Wallabies scrum-half Will Genia believes his stint in European rugby has rejuvenated him and prolonged his career.
Genia has just returned from two years with Stade Français in the Top 14. In his first season in France, he was sidelined for seven months as he underwent intensive rehabilitation on a problematic knee injury.
And the 29-year-old believes the lengthy lay-off allowed him to fully overcome the injury and has subsequently added a few years on to his career while making him hungrier to contribute to Australian rugby.
"I didn't go there and learn anything new, so much. I just come back and feel rejuvenated and feel a bit more buy-in to wanting to make an impact here. So in that sense, I've come back in a better frame of mind," Genia told the Sydney Morning Herald.
"I can say it has extended my career because I was having such problems with my knee. It was only three months I was supposed to miss, but it ended up being seven months, so to rehab it for that extended period just made sure it was good to go."
Meanwhile, Genia has expressed his desire to return to the Reds in Super Rugby where he played before leaving for France.
"I've signed my release from Stade Francais. I've got something in place with the ARU. I just have to have a club to go to," Genia said.
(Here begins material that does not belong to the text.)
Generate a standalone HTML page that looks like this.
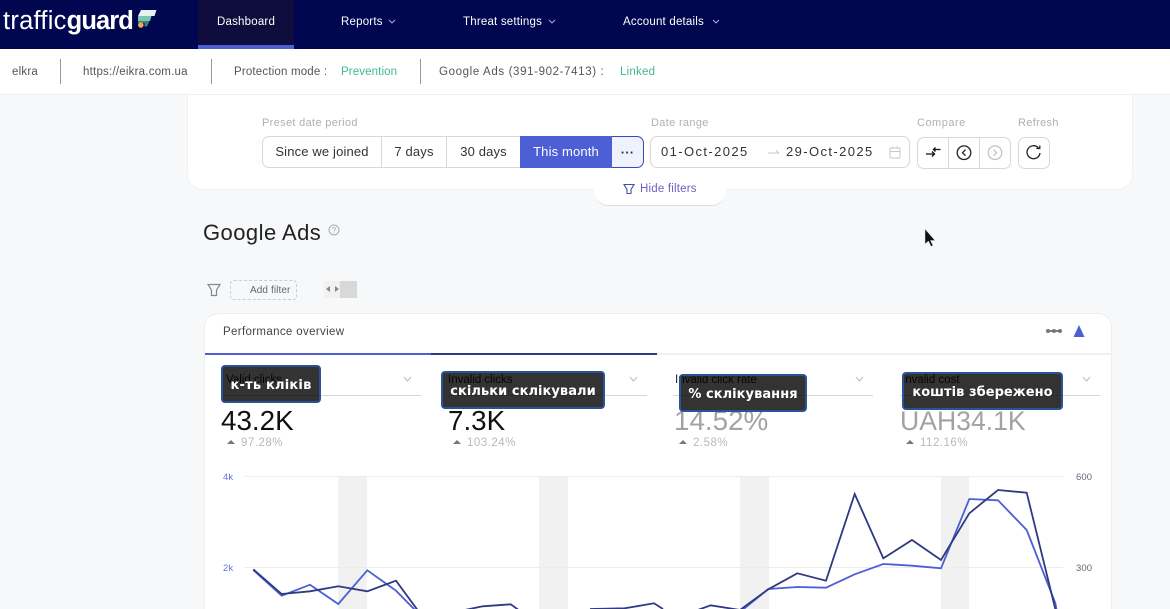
<!DOCTYPE html>
<html><head><meta charset="utf-8">
<style>
html,body{margin:0;padding:0;width:1170px;height:609px;overflow:hidden;background:#f7f8fa;font-family:"Liberation Sans",sans-serif}
#root{position:relative;width:1170px;height:609px;overflow:hidden;background:#f7f8fa}
.a{position:absolute;white-space:nowrap}
.t{position:absolute;white-space:nowrap;line-height:16px}
.nav{color:#fff;font-size:11.5px;top:14px;letter-spacing:.2px}
.sub{font-size:11.5px;color:#555;top:64px;letter-spacing:.22px}
.grn{color:#3fb88f}
.vs{position:absolute;top:59px;width:1px;height:25px;background:#999}
.lbl{font-size:11px;color:#b0b0b0;top:115px;letter-spacing:.33px}
.btn{position:absolute;top:136px;height:32px;box-sizing:border-box;border:1px solid #d8d8d8;background:#fff;font-size:13px;color:#333;line-height:30px;text-align:center;letter-spacing:.15px}
.tip{position:absolute;box-sizing:border-box;background:rgba(0,0,0,.8);border:2px solid #2a5298;border-radius:4px;color:#fff;font:bold 13px "DejaVu Sans",sans-serif;letter-spacing:.05px;text-align:center;line-height:37px;white-space:nowrap;height:38px}
.ml{font-size:11.5px;color:#222;top:372px}
.hr{position:absolute;top:395px;height:1px;background:#d5d5d5}
.val{font-size:27.8px;line-height:30px;top:406px;color:#111}
.pct{font-size:11.5px;color:#b8b8c0;top:435px;letter-spacing:.5px}
.tri{position:absolute;top:440px;width:0;height:0;border-left:4px solid transparent;border-right:4px solid transparent;border-bottom:4px solid #777}
.ax{font-size:9.5px;line-height:12px;letter-spacing:.1px}
</style></head><body><div id="root">
<div class="a" style="left:0;top:0;width:1170px;height:49px;background:#000650"></div>
<div class="a" style="left:198px;top:0;width:96px;height:45px;background:#0e0d3d"></div>
<div class="a" style="left:198px;top:45px;width:96px;height:4px;background:#4c5fd5"></div>
<div class="t" style="left:3px;top:7px;line-height:28px;font-size:25.5px;color:#fff;letter-spacing:.25px">traffic<b style="letter-spacing:-.9px">guard</b></div>
<svg class="a" style="left:136px;top:9px" width="22" height="22" viewBox="0 0 22 22">
<path d="M5 1H20.500L18.500 7H2Z" fill="#e8f0f0"/><path d="M2 7H15.500L14 12H2Z" fill="#7cc6b0"/><path d="M2 12H13.500L11 17.500H8.500V14H2Z" fill="#3f7f80"/><circle cx="4.800" cy="16" r="2.800" fill="#f4a64a"/></svg>
<div class="t nav" style="left:217px">Dashboard</div>
<div class="t nav" style="left:341px">Reports</div>
<div class="t nav" style="left:463px">Threat settings</div>
<div class="t nav" style="left:623px">Account details</div>
<svg class="a" style="left:0;top:0" width="1170" height="49" fill="none" stroke="#b8bbd8" stroke-width=".9"><path d="M389 20l3 3 3-3M549 20l3 3 3-3M713 20l3 3 3-3"/></svg>

<div class="a" style="left:0;top:49px;width:1170px;height:46px;background:#fff;border-bottom:1px solid #f0f0f0;box-sizing:border-box"></div>
<div class="t sub" style="left:12px">elkra</div><div class="vs" style="left:60px"></div>
<div class="t sub" style="left:83px">https://eikra.com.ua</div><div class="vs" style="left:211px"></div>
<div class="t sub" style="left:234px;letter-spacing:.18px">Protection mode :</div><div class="t sub grn" style="left:341px;letter-spacing:.12px">Prevention</div><div class="vs" style="left:420px"></div>
<div class="t sub" style="left:439px;letter-spacing:.63px">Google Ads (391-902-7413) :</div><div class="t sub grn" style="left:620px">Linked</div>

<div class="a" style="left:187px;top:95px;width:946px;height:95px;box-sizing:border-box;background:#fff;border:1px solid #f0f0f2;border-top:0;border-radius:0 0 16px 16px"></div>
<div class="t lbl" style="left:262px">Preset date period</div>
<div class="btn" style="left:262px;width:120px;border-radius:7px 0 0 7px">Since we joined</div>
<div class="btn" style="left:382px;width:65px;border-left:0">7 days</div>
<div class="btn" style="left:447px;width:73px;border-left:0;border-right:0">30 days</div>
<div class="btn" style="left:520px;width:92px;background:#4c5fd5;border-color:#4c5fd5;color:#fff">This month</div>
<div class="btn" style="left:612px;width:32px;background:#eef2fd;border-color:#3a4ab5;border-left:0;border-radius:0 7px 7px 0;line-height:32px;font-weight:bold">···</div>

<div class="t lbl" style="left:651px">Date range</div>
<div class="btn" style="left:650px;width:260px;border-radius:7px"></div>
<div class="t" style="left:661px;top:144px;font-size:13px;color:#333;letter-spacing:1.4px">01-Oct-2025</div>
<div class="t" style="left:786px;top:144px;font-size:13px;color:#333;letter-spacing:1.4px">29-Oct-2025</div>
<svg class="a" style="left:765px;top:145px" width="150" height="16" fill="none" stroke="#c8c8c8"><path d="M3 8H14M11 5.500L14 8"/><rect x="125" y="3" width="10" height="10" rx="1"/><path d="M125 6.500H135M127.500 1.500V4M132.500 1.500V4"/></svg>

<div class="t lbl" style="left:917px;letter-spacing:.5px">Compare</div>
<div class="btn" style="left:917px;width:94px;top:137px;border-radius:7px"></div>
<div class="a" style="left:948px;top:138px;width:1px;height:30px;background:#d8d8d8"></div>
<div class="a" style="left:979px;top:138px;width:1px;height:30px;background:#d8d8d8"></div>
<svg class="a" style="left:917px;top:137px" width="94" height="32" fill="none" stroke-width="1.300">
<path d="M9 17H17.500M15 14.500L17.500 17 15 19.500M23.500 12.500H16.500M18.500 10.500L16.500 12.500 18.500 14.500" stroke="#111"/>
<circle cx="47" cy="15.700" r="6.800" stroke="#222"/><path d="M48.500 12.700L45.500 15.700 48.500 18.700" stroke="#222"/>
<circle cx="78" cy="15.700" r="6.800" stroke="#c4c4c4"/><path d="M76.500 12.700L79.500 15.700 76.500 18.700" stroke="#c4c4c4"/></svg>
<div class="t lbl" style="left:1018px">Refresh</div>
<div class="btn" style="left:1018px;top:137px;width:32px;border-radius:7px"></div>
<svg class="a" style="left:1018px;top:137px" width="32" height="32" fill="none" stroke="#222" stroke-width="1.300"><path d="M20.500 11A6.500 6.500 0 1 0 22 16"/><path d="M21.800 8.500V11.500H18.300"/></svg>

<div class="a" style="left:593px;top:181px;width:134px;height:25px;box-sizing:border-box;background:#fff;border-bottom:1px solid #ddd;border-radius:0 0 16px 16px"></div>
<svg class="a" style="left:623px;top:183px" width="12" height="12" fill="none" stroke="#3f4fb0" stroke-width="1.100"><path d="M1 1.500H11L8 6.500V10.500H4V6.500Z"/></svg>
<div class="t" style="left:640px;top:181px;font-size:11.5px;color:#6a5fc0;letter-spacing:.2px">Hide filters</div>

<div class="t" style="left:203px;top:219px;line-height:28px;font-size:22px;color:#222;letter-spacing:.45px">Google Ads</div>
<svg class="a" style="left:328px;top:224px" width="12" height="12" fill="none" stroke="#aaa"><circle cx="6" cy="6" r="5"/><path d="M4.500 5C4.500 3 7.500 3 7.500 5 7.500 6 6 6 6 7.500M6 8.500V9.500" stroke-width=".8"/></svg>

<svg class="a" style="left:207px;top:283px" width="14" height="14" fill="none" stroke="#888" stroke-width="1.200"><path d="M1 1.500H13L9.500 7V12.500H4.500V7Z"/></svg>
<div class="a" style="left:230px;top:280px;width:67px;height:20px;box-sizing:border-box;border:1px dashed #ccc;border-radius:4px"></div>
<div class="t" style="left:250px;top:283px;font-size:10px;color:#666;letter-spacing:.1px">Add filter</div>
<div class="a" style="left:324px;top:281px;width:16px;height:17px;background:#f1f1f1"></div>
<div class="a" style="left:340px;top:281px;width:17px;height:17px;background:#d8d8d8"></div>
<div class="a" style="left:326px;top:286px;border:3.500px solid transparent;border-left:0;border-right:4px solid #888"></div>
<div class="a" style="left:335px;top:286px;border:3.500px solid transparent;border-right:0;border-left:4px solid #888"></div>

<div class="a" style="left:204px;top:313px;width:908px;height:320px;box-sizing:border-box;background:#fff;border:1px solid #eeeef0;border-radius:14px"></div>
<div class="t" style="left:223px;top:324px;font-size:11.5px;color:#444;letter-spacing:.35px">Performance overview</div>
<div class="a" style="left:205px;top:353px;width:906px;height:2px;background:#efefef"></div>
<div class="a" style="left:205px;top:353px;width:226px;height:2px;background:#4c5fd5"></div>
<div class="a" style="left:431px;top:353px;width:226px;height:2px;background:#2f3a80"></div>
<svg class="a" style="left:1040px;top:320px" width="50" height="20"><path d="M7 11H21" stroke="#777" stroke-width="2"/><circle cx="8" cy="11" r="2" fill="#777"/><circle cx="14" cy="11" r="2" fill="#777"/><circle cx="20" cy="11" r="2" fill="#777"/><path d="M39 5L44.500 17H33.500Z" fill="#4c5fd5"/></svg>

<div class="t ml" style="left:226px">Valid clicks</div>
<div class="t ml" style="left:448px">Invalid clicks</div>
<div class="t ml" style="left:675px">Invalid click rate</div>
<div class="t ml" style="left:902px">Invalid cost</div>
<svg class="a" style="left:0;top:370px" width="1170" height="20" fill="none" stroke="#bbb"><path d="M404 7l3.500 4 3.500-4M630 7l3.500 4 3.500-4M856 7l3.500 4 3.500-4M1083 7l3.500 4 3.500-4"/></svg>
<div class="hr" style="left:222px;width:199px"></div><div class="hr" style="left:448px;width:199px"></div><div class="hr" style="left:673px;width:200px"></div><div class="hr" style="left:900px;width:200px"></div>
<div class="t val" style="left:221px">43.2K</div>
<div class="t val" style="left:448px">7.3K</div>
<div class="t val" style="left:674px;color:#a2a2a2">14.52%</div>
<div class="t val" style="left:900px;color:#a2a2a2;font-size:26.6px">UAH34.1K</div>
<div class="tri" style="left:227px"></div><div class="t pct" style="left:241px">97.28%</div>
<div class="tri" style="left:453px"></div><div class="t pct" style="left:467px">103.24%</div>
<div class="tri" style="left:679px"></div><div class="t pct" style="left:693px">2.58%</div>
<div class="tri" style="left:906px"></div><div class="t pct" style="left:920px">112.16%</div>

<svg class="a" style="left:0;top:0" width="1170" height="609" fill="none">
<g fill="#f1f1f1"><rect x="338" y="476" width="29" height="133"/><rect x="539" y="476" width="29" height="133"/><rect x="740" y="476" width="29" height="133"/><rect x="941" y="476" width="28" height="133"/></g>
<path d="M245 476.500H1063M245 567.500H1063" stroke="#ececee"/>
<path d="M253.300 570L281.700 595.700 310 584.700 338.300 604 367.300 570.300 396 590.700 417 612M740 612L768.300 589 797.300 587 826 587.700 854.700 574.300 883.300 564 912 565.700 941 568.300 969.300 499 998 500.300 1026.700 530 1055.300 603 1057 612" stroke="#4c5fd5" stroke-width="1.800"/>
<path d="M253.300 569.300L281.700 594 310 591.300 338.300 586.300 367.300 591.300 396 580.700 419 612M460 611L482.700 606.300 510.700 604.300 520 611M590 609L624.700 608.300 654 603.300 663 609M695 611L710.700 605.300 740 610 768.300 589.300 797.300 573.300 826 580.700 854.700 494 883.300 558.300 912 540 941 560 969.300 513.300 998 490 1026.700 492.700 1055.300 609" stroke="#2f3a80" stroke-width="1.800"/>
</svg>
<div class="t ax" style="left:223px;top:472px;color:#6a6fd8">4k</div>
<div class="t ax" style="left:223px;top:563px;color:#6a6fd8">2k</div>
<div class="t ax" style="left:1076px;top:472px;color:#667">600</div>
<div class="t ax" style="left:1076px;top:563px;color:#667">300</div>

<div class="tip" style="left:221px;top:365px;width:100px;letter-spacing:.2px">к-ть кліків</div>
<div class="tip" style="left:441px;top:371px;width:164px">скільки склікували</div>
<div class="tip" style="left:679px;top:374px;width:128px">% склікування</div>
<div class="tip" style="left:902px;top:372px;width:161px">коштів збережено</div>

<svg class="a" style="left:922px;top:228px" width="16" height="20"><path d="M3 1V16L6.500 13 9 18.500 11 17.500 8.500 12.500H13Z" fill="#111" stroke="#ddd" stroke-width=".5"/></svg>
</div></body></html>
"Of course [I want to play for the Reds]. I've said that right from the start. That's the plan. I'm just hoping it works out that way, because I don't particularly want to play for anyone else."
The Papua New Guinean-born number nine, previously hailed as the 'best in the world for his position' by All Blacks great Justin Marshall, is busy preparing for the Wallabies' clash with Italy on Saturday.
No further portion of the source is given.